Metropolis of Argolis

Metropolis of Argolis
Ιερά Μητρόπολις Αργολίδος

St. George Metropolitan Cathedral
Location
Ecclesiastical province Argolis
Statistics
Churches 76 churches, 34 chapels, 264 exoklessia (chapels-of-ease used for designated saints' days), 90 memorial shrines, 8 monastic chapels, 32 private chapels.
Information
Cathedral Saint George Metropolitan Cathedral, Nafplio
Current leadership
Bishop Nektarios Antonopoulos
Website
http://www.ecclesia.gr/greek/Dioceses/dioceses.asp?mitra_id=3

The Metropolis of Argolis (Greek, Ιερά Μητρόπολις Αργολίδος, "Holy Metropolis of Argolis") is a diocese of the Church of Greece, with its seat at Nafplio, covering the historical Argolid (Argolis). It occupies the current boundaries of the modern Prefecture of Argolis, except for the former municipality of Ermionida.

The see's original name was the Bishopric of Argos, and according to Paulinus the Deacon, it was founded by Saint Andrew. The early bishops of Argos were suffragan to the Metropolis of Corinth. It was separated from Corinth renamed the Metropolis of Argos and Nafplio in 1189, confirming an earlier de facto merger with Nauplion. In 1833, it was renamed the Metropolis of Argolis. Its cathedra was originally Argos, but it moved around the Argolid several times due to political factors.
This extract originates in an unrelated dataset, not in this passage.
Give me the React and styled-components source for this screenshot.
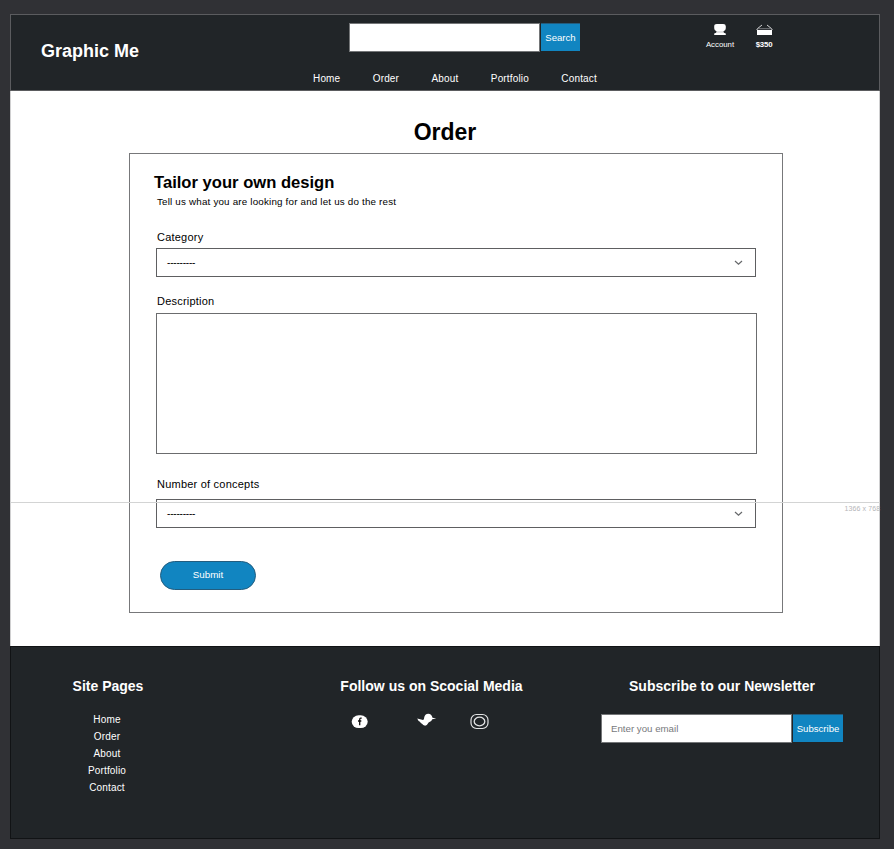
import React from "react";
import styled, { createGlobalStyle } from "styled-components";

const Global = createGlobalStyle`
  * { box-sizing: border-box; }
  body { margin: 0; background: #303135; font-family: "Liberation Sans", Arial, sans-serif; }
  h1, h2, h3, p, ul { margin: 0; padding: 0; }
  button, input, textarea { font-family: inherit; border-radius: 0; outline: none; }
`;

const Canvas = styled.div`
  height: 849px;
  padding: 14px 14px 10px 10px;
  overflow: hidden;
`;

const Page = styled.div`
  position: relative;
  display: grid;
  grid-template-rows: 77px 555px 193px;
  width: 870px;
  height: 825px;
`;

const Header = styled.header`
  display: grid;
  grid-template-columns: 292px 400px 1fr;
  background: #212528;
  border: 1px solid #5b5c5f;
  color: #fff;
`;

const Brand = styled.div`
  padding: 24px 0 0 30px;
  font-size: 18px;
  font-weight: bold;
  line-height: 25px;
  white-space: nowrap;
`;

const HeaderCenter = styled.div`
  display: flex;
  flex-direction: column;
  padding-top: 8px;
`;

const InlineForm = styled.div`
  display: flex;
  gap: 1px;
  height: 29px;
`;

const SearchForm = styled(InlineForm)`
  margin-left: 46px;
`;

const SignupForm = styled(InlineForm)`
  margin-top: 17px;
`;

const TextInput = styled.input`
  width: 191px;
  height: 29px;
  padding: 0 9px 1px;
  border: 1px solid #747678;
  background: #fff;
  color: #6f7174;
  font-size: 9.7px;
  &::placeholder { color: #77797c; opacity: 1; }
`;

const BlueButton = styled.button`
  width: ${(p) => p.$width}px;
  height: 28px;
  margin-top: ${(p) => p.$top || 0}px;
  padding: 0;
  border: 0;
  border-top: 1px solid #235b7c;
  background: #1185c1;
  color: #fff;
  font-size: 9.6px;
  white-space: nowrap;
`;

const Nav = styled.nav`
  display: flex;
  gap: 32.4px;
  margin: 19px 0 0 10px;
`;

const NavLink = styled.a`
  font-size: 10px;
  line-height: 16px;
  letter-spacing: 0.16px;
  white-space: nowrap;
  color: #fff;
`;

const Tools = styled.div`
  display: flex;
  padding-top: 8px;
`;

const Tool = styled.div`
  display: flex;
  flex-direction: column;
  align-items: center;
  width: ${(p) => p.$width}px;
  font-size: 7.8px;
  font-weight: ${(p) => (p.$bold ? "bold" : "normal")};
  letter-spacing: ${(p) => (p.$bold ? "-0.2px" : "0")};
  line-height: 10px;
  svg { display: block; margin-bottom: 4px; }
`;

const Main = styled.main`
  padding: 27px 0 0 118px;
  background: #fff;
  border-left: 1px solid #d0d0d1;
  border-right: 1px solid #d0d0d1;
`;

const Title = styled.h1`
  width: 632px;
  height: 35px;
  text-align: center;
  font-size: 23px;
  line-height: 28px;
  color: #000;
`;

const Card = styled.form`
  display: flex;
  flex-direction: column;
  width: 654px;
  height: 460px;
  padding: 17px 0 0 26px;
  border: 1px solid #77787a;
`;

const CardTitle = styled.h2`
  margin-left: -2px;
  font-size: 16.6px;
  line-height: 24px;
`;

const CardText = styled.p`
  padding-left: 1px;
  font-size: 9.8px;
  line-height: 14px;
  letter-spacing: 0.19px;
  white-space: nowrap;
`;

const Label = styled.label`
  height: 17px;
  margin-top: ${(p) => p.$top}px;
  padding-left: 1px;
  font-size: 11px;
  line-height: 17px;
  letter-spacing: 0.22px;
  color: #000;
`;

const SelectBox = styled.div`
  display: flex;
  align-items: center;
  justify-content: space-between;
  width: 600px;
  height: 29px;
  margin-top: ${(p) => p.$top}px;
  padding: 0 12px 0 10px;
  border: 1px solid #5e5f61;
  color: #000;
  font-size: 10px;
  letter-spacing: -0.2px;
`;

const TextArea = styled.textarea`
  display: block;
  width: 601px;
  height: 141px;
  margin-top: 3px;
  border: 1px solid #6b6c6e;
  background: #fff;
  resize: none;
`;

const Submit = styled.button`
  width: 96px;
  height: 29px;
  margin: 33px 0 0 4px;
  padding: 0 0 2px;
  border: 1px solid #235d7f;
  border-radius: 15px;
  background: #1185c1;
  color: #fff;
  font-size: 9.8px;
`;

const FoldMark = styled.div`
  position: absolute;
  top: 488px;
  left: 0;
  right: 0;
  height: 14px;
  border-top: 1px solid #d3d4d4;
  color: #b5b6b8;
  font-size: 7px;
  line-height: 12px;
  letter-spacing: 0.1px;
`;

const FoldText = styled.span`
  display: block;
  margin-left: 834.5px;
  white-space: nowrap;
`;

const Footer = styled.footer`
  display: grid;
  grid-template-columns: 194px 453px 1fr;
  padding-top: 28px;
  background: #212528;
  border: 1px solid #111315;
  color: #fff;
`;

const FooterColumn = styled.section`
  display: flex;
  flex-direction: column;
  align-items: center;
`;

const NewsletterColumn = styled(FooterColumn)`
  justify-self: start;
  width: 242px;
  margin-left: -57px;
`;

const FooterTitle = styled.h3`
  height: 22px;
  font-size: 14px;
  line-height: 22px;
  letter-spacing: ${(p) => p.$spacing || 0}px;
  white-space: nowrap;
`;

const LinkList = styled.ul`
  display: flex;
  flex-direction: column;
  align-items: center;
  margin-top: 15px;
  padding-right: 2px;
  list-style: none;
  li { height: 17px; display: flex; }
`;

const Socials = styled.div`
  display: grid;
  grid-template-columns: 66px 53px 20px;
  align-self: flex-start;
  margin: 16px 0 0 146px;
`;

const links = ["Home", "Order", "About", "Portfolio", "Contact"];

const AccountIcon = () => (
  <svg width="14" height="13" viewBox="0 0 14 13" fill="#fff">
    <path d="M3.800 1h6.400Q12.800 1 12.800 3.300v2Q12.800 8 10.300 8.500 10.300 10 12.800 10.500V12H1.200v-1.500Q3.700 10 3.700 8.500 1.200 8 1.200 5.300v-2Q1.200 1 3.800 1Z" />
    <path d="M3.500 9h7" stroke="#9a9c9e" strokeWidth=".6" />
  </svg>
);

const BasketIcon = () => (
  <svg width="17" height="13" viewBox="0 0 17 13">
    <path d="M1 7V6L6 2M16 7V6l-5-4" fill="none" stroke="#d5d6d7" strokeWidth="1" />
    <path d="M1 5.700h15" stroke="#8c8e90" strokeWidth=".8" />
    <path d="M1 7h15v5H1Z" fill="#fff" />
  </svg>
);

const Chevron = () => (
  <svg width="9" height="6" viewBox="0 0 9 6">
    <path d="M1 1l3.500 3.300L8 1" fill="none" stroke="#66686a" strokeWidth="1.200" />
  </svg>
);

const FacebookIcon = () => (
  <svg width="18" height="17" viewBox="0 0 18 17">
    <rect x="0.700" y="2.300" width="16" height="12.700" rx="7" ry="6.300" fill="#fff" />
    <path d="M10.700 5.200H9.700Q8.700 5.200 8.700 6.500V12.200M7 8h3.300" fill="none" stroke="#111" strokeWidth="1.300" />
  </svg>
);

const TwitterIcon = () => (
  <svg width="20" height="17" viewBox="0 0 20 17" fill="#fff">
    <path d="M.2 5.400 6 7Q7.200 6.600 7.200 4.500 7.800.7 11.300.7q3.200 0 4.200 4l3.700.8-3.900.8q-.6 2.500-3.700 3.100Q9.800 13 7.600 12.600 6 12 5.300 10.900 3.600 10.300 2.900 8.800 1.100 7.700.2 5.400Z" />
  </svg>
);

const InstagramIcon = () => (
  <svg width="19" height="17" viewBox="0 0 19 17" fill="none" stroke="#e2e3e4">
    <rect x="1" y="1.500" width="17" height="14" rx="5.500" strokeWidth="1.200" />
    <ellipse cx="9.500" cy="8.500" rx="5.300" ry="4.300" strokeWidth="1.300" />
  </svg>
);

export default function App() {
  return (
    <Canvas>
      <Global />
      <Page>
        <Header>
          <Brand>Graphic Me</Brand>
          <HeaderCenter>
            <SearchForm>
              <TextInput aria-label="Search" />
              <BlueButton $width={39}>Search</BlueButton>
            </SearchForm>
            <Nav>
              {links.map((l) => <NavLink key={l}>{l}</NavLink>)}
            </Nav>
          </HeaderCenter>
          <Tools>
            <Tool $width={34}><AccountIcon />Account</Tool>
            <Tool $width={54} $bold><BasketIcon />$350</Tool>
          </Tools>
        </Header>
        <Main>
          <Title>Order</Title>
          <Card>
            <CardTitle>Tailor your own design</CardTitle>
            <CardText>Tell us what you are looking for and let us do the rest</CardText>
            <Label $top={20}>Category</Label>
            <SelectBox $top={2}>---------<Chevron /></SelectBox>
            <Label $top={16}>Description</Label>
            <TextArea aria-label="Description" />
            <Label $top={22}>Number of concepts</Label>
            <SelectBox $top={6}>---------<Chevron /></SelectBox>
            <Submit type="button">Submit</Submit>
          </Card>
        </Main>
        <Footer>
          <FooterColumn>
            <FooterTitle>Site Pages</FooterTitle>
            <LinkList>
              {links.map((l) => <li key={l}><NavLink>{l}</NavLink></li>)}
            </LinkList>
          </FooterColumn>
          <FooterColumn>
            <FooterTitle $spacing={0.01}>Follow us on Scocial Media</FooterTitle>
            <Socials>
              <FacebookIcon />
              <TwitterIcon />
              <InstagramIcon />
            </Socials>
          </FooterColumn>
          <NewsletterColumn>
            <FooterTitle>Subscribe to our Newsletter</FooterTitle>
            <SignupForm>
              <TextInput placeholder="Enter you email" />
              <BlueButton $width={50}>Subscribe</BlueButton>
            </SignupForm>
          </NewsletterColumn>
        </Footer>
        <FoldMark><FoldText>1366 x 768</FoldText></FoldMark>
      </Page>
    </Canvas>
  );
}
Its incumbent is Metropolitan Nektarios Antonopoulos (b. 1952). The previous metropolitan, from 1985 until his death, was Metropolitan Iakovos ("James") II (1932-2013), who died 26 March 2013. (In Greek, the late metropolitan, like other deceased Orthodox faithful, he is referred to as makaristos "of blessed memory.") The current metropolitan was chosen on 18 October 2013.
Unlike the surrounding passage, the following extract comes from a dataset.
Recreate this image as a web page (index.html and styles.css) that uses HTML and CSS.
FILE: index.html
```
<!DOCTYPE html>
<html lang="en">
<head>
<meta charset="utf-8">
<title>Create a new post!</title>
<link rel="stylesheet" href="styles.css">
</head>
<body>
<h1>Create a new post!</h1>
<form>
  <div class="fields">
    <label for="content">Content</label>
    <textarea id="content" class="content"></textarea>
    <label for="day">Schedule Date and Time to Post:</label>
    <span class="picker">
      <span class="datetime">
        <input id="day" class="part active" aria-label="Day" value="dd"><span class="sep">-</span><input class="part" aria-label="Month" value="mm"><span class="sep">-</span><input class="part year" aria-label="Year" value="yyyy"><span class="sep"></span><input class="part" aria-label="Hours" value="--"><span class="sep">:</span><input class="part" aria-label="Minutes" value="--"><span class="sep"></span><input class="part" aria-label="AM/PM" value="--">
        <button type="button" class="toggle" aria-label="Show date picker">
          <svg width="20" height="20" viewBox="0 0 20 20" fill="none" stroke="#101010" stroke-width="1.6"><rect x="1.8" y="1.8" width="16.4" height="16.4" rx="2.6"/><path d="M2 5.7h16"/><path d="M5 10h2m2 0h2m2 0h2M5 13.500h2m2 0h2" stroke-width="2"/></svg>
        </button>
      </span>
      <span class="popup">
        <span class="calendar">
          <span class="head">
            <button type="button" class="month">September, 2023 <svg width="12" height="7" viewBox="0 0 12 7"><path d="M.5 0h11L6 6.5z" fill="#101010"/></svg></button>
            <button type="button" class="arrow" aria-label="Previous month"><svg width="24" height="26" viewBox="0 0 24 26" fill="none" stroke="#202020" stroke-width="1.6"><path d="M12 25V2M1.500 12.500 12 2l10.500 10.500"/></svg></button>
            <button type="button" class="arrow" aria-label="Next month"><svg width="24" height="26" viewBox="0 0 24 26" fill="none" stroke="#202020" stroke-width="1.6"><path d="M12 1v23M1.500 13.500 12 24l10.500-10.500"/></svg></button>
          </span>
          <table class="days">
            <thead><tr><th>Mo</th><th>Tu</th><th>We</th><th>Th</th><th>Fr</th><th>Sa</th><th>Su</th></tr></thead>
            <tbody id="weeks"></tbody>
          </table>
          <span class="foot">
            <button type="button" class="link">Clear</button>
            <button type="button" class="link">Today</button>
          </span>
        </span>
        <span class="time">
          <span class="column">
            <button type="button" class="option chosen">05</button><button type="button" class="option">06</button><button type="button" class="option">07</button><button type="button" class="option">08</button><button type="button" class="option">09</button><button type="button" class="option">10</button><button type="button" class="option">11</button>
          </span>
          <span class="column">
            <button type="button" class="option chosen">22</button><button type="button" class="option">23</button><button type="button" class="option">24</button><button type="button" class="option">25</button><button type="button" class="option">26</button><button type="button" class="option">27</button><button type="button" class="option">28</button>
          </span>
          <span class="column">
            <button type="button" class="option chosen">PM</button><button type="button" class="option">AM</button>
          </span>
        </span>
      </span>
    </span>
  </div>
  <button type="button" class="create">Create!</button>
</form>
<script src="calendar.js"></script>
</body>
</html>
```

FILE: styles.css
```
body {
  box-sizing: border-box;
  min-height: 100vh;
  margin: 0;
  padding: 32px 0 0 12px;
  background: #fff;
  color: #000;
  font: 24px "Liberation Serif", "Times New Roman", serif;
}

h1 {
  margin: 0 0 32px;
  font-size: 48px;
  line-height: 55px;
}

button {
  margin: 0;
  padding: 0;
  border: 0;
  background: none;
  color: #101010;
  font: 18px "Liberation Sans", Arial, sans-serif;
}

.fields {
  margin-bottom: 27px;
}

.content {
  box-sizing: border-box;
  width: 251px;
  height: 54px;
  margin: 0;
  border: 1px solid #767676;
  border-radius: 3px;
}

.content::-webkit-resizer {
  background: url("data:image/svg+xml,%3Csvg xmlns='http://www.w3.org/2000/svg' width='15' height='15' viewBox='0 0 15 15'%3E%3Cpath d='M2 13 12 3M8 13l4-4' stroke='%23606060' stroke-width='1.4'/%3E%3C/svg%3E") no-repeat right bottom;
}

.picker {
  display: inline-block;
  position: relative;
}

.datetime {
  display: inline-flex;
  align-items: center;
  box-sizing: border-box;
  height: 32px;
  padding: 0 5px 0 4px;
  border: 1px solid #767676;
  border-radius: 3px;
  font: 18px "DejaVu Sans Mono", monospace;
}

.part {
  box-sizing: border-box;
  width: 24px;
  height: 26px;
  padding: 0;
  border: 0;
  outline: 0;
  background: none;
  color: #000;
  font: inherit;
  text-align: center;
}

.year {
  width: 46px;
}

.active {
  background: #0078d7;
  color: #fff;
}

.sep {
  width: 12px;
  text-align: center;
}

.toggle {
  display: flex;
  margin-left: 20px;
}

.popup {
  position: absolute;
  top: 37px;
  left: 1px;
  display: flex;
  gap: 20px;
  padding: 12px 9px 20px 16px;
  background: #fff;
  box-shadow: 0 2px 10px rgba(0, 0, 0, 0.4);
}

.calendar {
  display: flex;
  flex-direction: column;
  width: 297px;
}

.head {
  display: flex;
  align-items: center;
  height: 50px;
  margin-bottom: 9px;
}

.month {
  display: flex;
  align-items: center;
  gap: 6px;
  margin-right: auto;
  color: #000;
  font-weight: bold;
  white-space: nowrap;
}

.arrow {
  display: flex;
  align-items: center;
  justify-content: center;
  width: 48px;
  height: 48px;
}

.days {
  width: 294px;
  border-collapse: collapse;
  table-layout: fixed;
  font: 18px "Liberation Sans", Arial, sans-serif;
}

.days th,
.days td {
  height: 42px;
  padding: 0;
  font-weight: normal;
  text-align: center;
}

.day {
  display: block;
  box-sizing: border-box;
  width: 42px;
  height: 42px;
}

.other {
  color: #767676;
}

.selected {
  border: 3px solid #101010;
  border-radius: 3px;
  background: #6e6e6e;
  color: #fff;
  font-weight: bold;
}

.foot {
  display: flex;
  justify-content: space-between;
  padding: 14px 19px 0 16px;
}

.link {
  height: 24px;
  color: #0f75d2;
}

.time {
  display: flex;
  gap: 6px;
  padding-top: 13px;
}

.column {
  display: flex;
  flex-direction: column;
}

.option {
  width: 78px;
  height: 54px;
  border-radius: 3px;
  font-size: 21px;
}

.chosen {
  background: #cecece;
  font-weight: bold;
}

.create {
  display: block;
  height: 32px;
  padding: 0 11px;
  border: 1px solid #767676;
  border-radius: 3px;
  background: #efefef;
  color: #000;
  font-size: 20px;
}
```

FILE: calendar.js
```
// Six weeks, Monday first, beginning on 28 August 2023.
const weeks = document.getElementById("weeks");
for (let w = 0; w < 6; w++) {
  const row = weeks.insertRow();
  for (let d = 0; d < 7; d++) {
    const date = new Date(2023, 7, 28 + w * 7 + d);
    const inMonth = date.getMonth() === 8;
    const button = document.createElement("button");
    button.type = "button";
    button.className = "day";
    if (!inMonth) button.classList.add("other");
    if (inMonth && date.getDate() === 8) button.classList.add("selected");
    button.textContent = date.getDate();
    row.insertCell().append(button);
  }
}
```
Saint Nicholas Church in Nafplio

History and ecclesiastical administration

According to the article "Argos and Orthodoxy Through the Passage of the Ages", written by the Archimandrite Kallinikos D. Korobokis, the diocesan homilist (published in the periodical "Eyes on Argolis", Volume 10, May–June 2002), the history of the metropolitan see is recorded as follows:

Paulinus (354-431 AD) relates that the Apostle Andrew first proclaimed the Gospel at Argos, and thus he is traditionally held to be the founder of the Church there. It is also likely that the Apostle Paul came to Argos, some time around 50-60 AD; he remained in Corinth for a considerable number of months and, it is also thought, all around the neighboring provinces of Corinth. Argos acclaimed a bishop fairly early on, separate from that of the bishopric of Nauplia (Nafplio), with both under the jurisdiction of the Metropolis of Corinth.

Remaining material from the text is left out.